<<<<

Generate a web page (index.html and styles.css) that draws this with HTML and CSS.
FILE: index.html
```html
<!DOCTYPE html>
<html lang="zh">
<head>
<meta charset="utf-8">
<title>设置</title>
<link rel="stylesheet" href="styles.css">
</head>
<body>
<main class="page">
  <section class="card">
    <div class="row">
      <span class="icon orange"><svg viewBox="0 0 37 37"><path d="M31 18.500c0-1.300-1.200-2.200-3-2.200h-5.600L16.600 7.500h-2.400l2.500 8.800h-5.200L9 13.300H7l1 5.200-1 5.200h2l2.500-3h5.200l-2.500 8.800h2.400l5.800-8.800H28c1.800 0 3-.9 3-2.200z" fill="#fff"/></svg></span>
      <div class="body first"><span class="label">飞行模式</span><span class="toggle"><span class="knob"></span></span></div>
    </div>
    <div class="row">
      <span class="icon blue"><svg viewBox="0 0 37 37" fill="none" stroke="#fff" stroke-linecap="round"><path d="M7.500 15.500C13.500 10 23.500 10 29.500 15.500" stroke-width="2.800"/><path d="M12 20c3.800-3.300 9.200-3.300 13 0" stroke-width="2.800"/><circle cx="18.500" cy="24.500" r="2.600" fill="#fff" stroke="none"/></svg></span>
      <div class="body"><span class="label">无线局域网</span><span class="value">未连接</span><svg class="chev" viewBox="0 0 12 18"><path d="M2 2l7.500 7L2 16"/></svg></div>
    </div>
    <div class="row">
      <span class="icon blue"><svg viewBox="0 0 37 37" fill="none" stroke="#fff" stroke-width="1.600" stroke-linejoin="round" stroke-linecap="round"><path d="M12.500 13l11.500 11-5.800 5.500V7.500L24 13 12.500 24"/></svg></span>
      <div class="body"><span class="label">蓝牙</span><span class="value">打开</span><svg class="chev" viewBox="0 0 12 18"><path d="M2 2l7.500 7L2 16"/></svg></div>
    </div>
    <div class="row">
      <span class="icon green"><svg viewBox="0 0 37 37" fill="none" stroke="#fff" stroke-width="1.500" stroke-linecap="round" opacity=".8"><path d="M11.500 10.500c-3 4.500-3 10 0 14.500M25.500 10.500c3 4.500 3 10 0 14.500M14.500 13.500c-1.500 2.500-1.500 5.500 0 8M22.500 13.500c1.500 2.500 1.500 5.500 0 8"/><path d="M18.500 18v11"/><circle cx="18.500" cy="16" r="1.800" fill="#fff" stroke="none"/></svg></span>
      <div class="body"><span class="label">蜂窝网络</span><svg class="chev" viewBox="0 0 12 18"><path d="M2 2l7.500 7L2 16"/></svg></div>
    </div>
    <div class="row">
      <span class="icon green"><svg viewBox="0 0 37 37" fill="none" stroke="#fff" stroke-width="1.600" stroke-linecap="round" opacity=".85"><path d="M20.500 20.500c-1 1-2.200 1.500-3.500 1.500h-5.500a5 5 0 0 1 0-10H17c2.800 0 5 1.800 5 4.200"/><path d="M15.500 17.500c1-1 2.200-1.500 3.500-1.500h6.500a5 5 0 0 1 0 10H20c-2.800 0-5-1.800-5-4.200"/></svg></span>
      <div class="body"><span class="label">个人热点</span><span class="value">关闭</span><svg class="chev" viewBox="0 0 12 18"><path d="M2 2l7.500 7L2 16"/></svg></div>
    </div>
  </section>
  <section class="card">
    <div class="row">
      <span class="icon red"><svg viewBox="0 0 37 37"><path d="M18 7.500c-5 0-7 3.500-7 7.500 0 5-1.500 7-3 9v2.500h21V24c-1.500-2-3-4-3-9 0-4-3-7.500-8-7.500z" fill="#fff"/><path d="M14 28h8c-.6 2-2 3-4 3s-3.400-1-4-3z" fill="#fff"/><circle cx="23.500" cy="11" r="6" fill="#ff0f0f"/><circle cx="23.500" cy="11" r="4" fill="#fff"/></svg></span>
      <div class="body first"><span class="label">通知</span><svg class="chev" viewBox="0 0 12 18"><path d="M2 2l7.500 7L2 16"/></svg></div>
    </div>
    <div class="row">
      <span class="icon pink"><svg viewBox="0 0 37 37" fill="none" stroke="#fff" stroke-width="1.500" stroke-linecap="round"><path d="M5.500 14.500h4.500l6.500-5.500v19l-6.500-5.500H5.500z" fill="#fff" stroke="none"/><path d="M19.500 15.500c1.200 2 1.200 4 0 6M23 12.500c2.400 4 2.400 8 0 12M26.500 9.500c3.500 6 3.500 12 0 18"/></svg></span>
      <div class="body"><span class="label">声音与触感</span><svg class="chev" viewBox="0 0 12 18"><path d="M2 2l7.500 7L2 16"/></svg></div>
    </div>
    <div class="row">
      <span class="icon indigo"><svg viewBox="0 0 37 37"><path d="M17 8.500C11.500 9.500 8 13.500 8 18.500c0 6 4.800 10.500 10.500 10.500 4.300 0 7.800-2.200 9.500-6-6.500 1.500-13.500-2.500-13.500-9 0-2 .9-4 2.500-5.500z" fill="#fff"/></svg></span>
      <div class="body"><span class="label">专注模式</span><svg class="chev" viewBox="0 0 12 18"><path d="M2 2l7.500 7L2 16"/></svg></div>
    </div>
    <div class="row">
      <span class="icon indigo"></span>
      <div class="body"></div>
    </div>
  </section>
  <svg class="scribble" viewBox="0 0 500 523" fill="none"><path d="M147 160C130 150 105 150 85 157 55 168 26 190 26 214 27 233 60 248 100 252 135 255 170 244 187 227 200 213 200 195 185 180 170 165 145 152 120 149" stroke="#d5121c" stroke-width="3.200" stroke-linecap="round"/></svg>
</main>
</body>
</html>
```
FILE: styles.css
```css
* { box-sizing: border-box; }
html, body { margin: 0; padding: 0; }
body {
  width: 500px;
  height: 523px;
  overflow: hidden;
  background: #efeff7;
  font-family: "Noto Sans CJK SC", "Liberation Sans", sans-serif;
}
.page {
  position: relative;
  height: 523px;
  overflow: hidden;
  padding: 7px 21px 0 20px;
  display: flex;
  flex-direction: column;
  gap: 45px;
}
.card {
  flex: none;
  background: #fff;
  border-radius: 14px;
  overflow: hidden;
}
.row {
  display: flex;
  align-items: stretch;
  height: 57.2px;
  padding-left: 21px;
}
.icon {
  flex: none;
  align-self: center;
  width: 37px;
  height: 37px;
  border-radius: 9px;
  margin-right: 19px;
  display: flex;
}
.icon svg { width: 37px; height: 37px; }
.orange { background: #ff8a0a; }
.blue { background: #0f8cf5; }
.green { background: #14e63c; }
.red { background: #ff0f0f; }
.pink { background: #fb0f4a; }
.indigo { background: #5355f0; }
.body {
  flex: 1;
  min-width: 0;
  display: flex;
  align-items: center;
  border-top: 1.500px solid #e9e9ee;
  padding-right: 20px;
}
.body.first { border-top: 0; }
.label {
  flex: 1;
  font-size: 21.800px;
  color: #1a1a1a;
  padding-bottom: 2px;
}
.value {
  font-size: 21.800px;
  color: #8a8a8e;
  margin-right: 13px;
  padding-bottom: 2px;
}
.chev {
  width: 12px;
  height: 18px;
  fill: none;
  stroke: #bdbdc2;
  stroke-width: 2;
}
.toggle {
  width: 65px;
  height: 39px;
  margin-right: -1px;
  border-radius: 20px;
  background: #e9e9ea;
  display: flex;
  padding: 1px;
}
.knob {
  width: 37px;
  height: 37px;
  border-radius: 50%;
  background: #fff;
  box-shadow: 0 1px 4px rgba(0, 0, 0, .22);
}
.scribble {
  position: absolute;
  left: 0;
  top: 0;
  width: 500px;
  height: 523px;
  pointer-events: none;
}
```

>>>>

### Instructions for the task
Return the whole listing exactly.

### Result for this exercise
Generate a web page (index.html and styles.css) that draws this with HTML and CSS.
FILE: index.html
```html
<!DOCTYPE html>
<html lang="zh">
<head>
<meta charset="utf-8">
<title>设置</title>
<link rel="stylesheet" href="styles.css">
</head>
<body>
<main class="page">
  <section class="card">
    <div class="row">
      <span class="icon orange"><svg viewBox="0 0 37 37"><path d="M31 18.500c0-1.300-1.200-2.200-3-2.200h-5.600L16.600 7.500h-2.400l2.500 8.800h-5.200L9 13.300H7l1 5.200-1 5.200h2l2.500-3h5.200l-2.500 8.800h2.400l5.800-8.800H28c1.800 0 3-.9 3-2.200z" fill="#fff"/></svg></span>
      <div class="body first"><span class="label">飞行模式</span><span class="toggle"><span class="knob"></span></span></div>
    </div>
    <div class="row">
      <span class="icon blue"><svg viewBox="0 0 37 37" fill="none" stroke="#fff" stroke-linecap="round"><path d="M7.500 15.500C13.500 10 23.500 10 29.500 15.500" stroke-width="2.800"/><path d="M12 20c3.800-3.300 9.200-3.300 13 0" stroke-width="2.800"/><circle cx="18.500" cy="24.500" r="2.600" fill="#fff" stroke="none"/></svg></span>
      <div class="body"><span class="label">无线局域网</span><span class="value">未连接</span><svg class="chev" viewBox="0 0 12 18"><path d="M2 2l7.500 7L2 16"/></svg></div>
    </div>
    <div class="row">
      <span class="icon blue"><svg viewBox="0 0 37 37" fill="none" stroke="#fff" stroke-width="1.600" stroke-linejoin="round" stroke-linecap="round"><path d="M12.500 13l11.500 11-5.800 5.500V7.500L24 13 12.500 24"/></svg></span>
      <div class="body"><span class="label">蓝牙</span><span class="value">打开</span><svg class="chev" viewBox="0 0 12 18"><path d="M2 2l7.500 7L2 16"/></svg></div>
    </div>
    <div class="row">
      <span class="icon green"><svg viewBox="0 0 37 37" fill="none" stroke="#fff" stroke-width="1.500" stroke-linecap="round" opacity=".8"><path d="M11.500 10.500c-3 4.500-3 10 0 14.500M25.500 10.500c3 4.500 3 10 0 14.500M14.500 13.500c-1.500 2.500-1.500 5.500 0 8M22.500 13.500c1.500 2.500 1.500 5.500 0 8"/><path d="M18.500 18v11"/><circle cx="18.500" cy="16" r="1.800" fill="#fff" stroke="none"/></svg></span>
      <div class="body"><span class="label">蜂窝网络</span><svg class="chev" viewBox="0 0 12 18"><path d="M2 2l7.500 7L2 16"/></svg></div>
    </div>
    <div class="row">
      <span class="icon green"><svg viewBox="0 0 37 37" fill="none" stroke="#fff" stroke-width="1.600" stroke-linecap="round" opacity=".85"><path d="M20.500 20.500c-1 1-2.200 1.500-3.500 1.500h-5.500a5 5 0 0 1 0-10H17c2.800 0 5 1.800 5 4.200"/><path d="M15.500 17.500c1-1 2.200-1.500 3.500-1.500h6.500a5 5 0 0 1 0 10H20c-2.800 0-5-1.800-5-4.200"/></svg></span>
      <div class="body"><span class="label">个人热点</span><span class="value">关闭</span><svg class="chev" viewBox="0 0 12 18"><path d="M2 2l7.500 7L2 16"/></svg></div>
    </div>
  </section>
  <section class="card">
    <div class="row">
      <span class="icon red"><svg viewBox="0 0 37 37"><path d="M18 7.500c-5 0-7 3.500-7 7.500 0 5-1.500 7-3 9v2.500h21V24c-1.500-2-3-4-3-9 0-4-3-7.500-8-7.500z" fill="#fff"/><path d="M14 28h8c-.6 2-2 3-4 3s-3.400-1-4-3z" fill="#fff"/><circle cx="23.500" cy="11" r="6" fill="#ff0f0f"/><circle cx="23.500" cy="11" r="4" fill="#fff"/></svg></span>
      <div class="body first"><span class="label">通知</span><svg class="chev" viewBox="0 0 12 18"><path d="M2 2l7.500 7L2 16"/></svg></div>
    </div>
    <div class="row">
      <span class="icon pink"><svg viewBox="0 0 37 37" fill="none" stroke="#fff" stroke-width="1.500" stroke-linecap="round"><path d="M5.500 14.500h4.500l6.500-5.500v19l-6.500-5.500H5.500z" fill="#fff" stroke="none"/><path d="M19.500 15.500c1.200 2 1.200 4 0 6M23 12.500c2.400 4 2.400 8 0 12M26.500 9.500c3.500 6 3.500 12 0 18"/></svg></span>
      <div class="body"><span class="label">声音与触感</span><svg class="chev" viewBox="0 0 12 18"><path d="M2 2l7.500 7L2 16"/></svg></div>
    </div>
    <div class="row">
      <span class="icon indigo"><svg viewBox="0 0 37 37"><path d="M17 8.500C11.500 9.500 8 13.500 8 18.500c0 6 4.800 10.500 10.500 10.500 4.300 0 7.800-2.200 9.500-6-6.500 1.500-13.500-2.500-13.500-9 0-2 .9-4 2.500-5.500z" fill="#fff"/></svg></span>
      <div class="body"><span class="label">专注模式</span><svg class="chev" viewBox="0 0 12 18"><path d="M2 2l7.500 7L2 16"/></svg></div>
    </div>
    <div class="row">
      <span class="icon indigo"></span>
      <div class="body"></div>
    </div>
  </section>
  <svg class="scribble" viewBox="0 0 500 523" fill="none"><path d="M147 160C130 150 105 150 85 157 55 168 26 190 26 214 27 233 60 248 100 252 135 255 170 244 187 227 200 213 200 195 185 180 170 165 145 152 120 149" stroke="#d5121c" stroke-width="3.200" stroke-linecap="round"/></svg>
</main>
</body>
</html>
```
FILE: styles.css
```css
* { box-sizing: border-box; }
html, body { margin: 0; padding: 0; }
body {
  width: 500px;
  height: 523px;
  overflow: hidden;
  background: #efeff7;
  font-family: "Noto Sans CJK SC", "Liberation Sans", sans-serif;
}
.page {
  position: relative;
  height: 523px;
  overflow: hidden;
  padding: 7px 21px 0 20px;
  display: flex;
  flex-direction: column;
  gap: 45px;
}
.card {
  flex: none;
  background: #fff;
  border-radius: 14px;
  overflow: hidden;
}
.row {
  display: flex;
  align-items: stretch;
  height: 57.2px;
  padding-left: 21px;
}
.icon {
  flex: none;
  align-self: center;
  width: 37px;
  height: 37px;
  border-radius: 9px;
  margin-right: 19px;
  display: flex;
}
.icon svg { width: 37px; height: 37px; }
.orange { background: #ff8a0a; }
.blue { background: #0f8cf5; }
.green { background: #14e63c; }
.red { background: #ff0f0f; }
.pink { background: #fb0f4a; }
.indigo { background: #5355f0; }
.body {
  flex: 1;
  min-width: 0;
  display: flex;
  align-items: center;
  border-top: 1.500px solid #e9e9ee;
  padding-right: 20px;
}
.body.first { border-top: 0; }
.label {
  flex: 1;
  font-size: 21.800px;
  color: #1a1a1a;
  padding-bottom: 2px;
}
.value {
  font-size: 21.800px;
  color: #8a8a8e;
  margin-right: 13px;
  padding-bottom: 2px;
}
.chev {
  width: 12px;
  height: 18px;
  fill: none;
  stroke: #bdbdc2;
  stroke-width: 2;
}
.toggle {
  width: 65px;
  height: 39px;
  margin-right: -1px;
  border-radius: 20px;
  background: #e9e9ea;
  display: flex;
  padding: 1px;
}
.knob {
  width: 37px;
  height: 37px;
  border-radius: 50%;
  background: #fff;
  box-shadow: 0 1px 4px rgba(0, 0, 0, .22);
}
.scribble {
  position: absolute;
  left: 0;
  top: 0;
  width: 500px;
  height: 523px;
  pointer-events: none;
}
```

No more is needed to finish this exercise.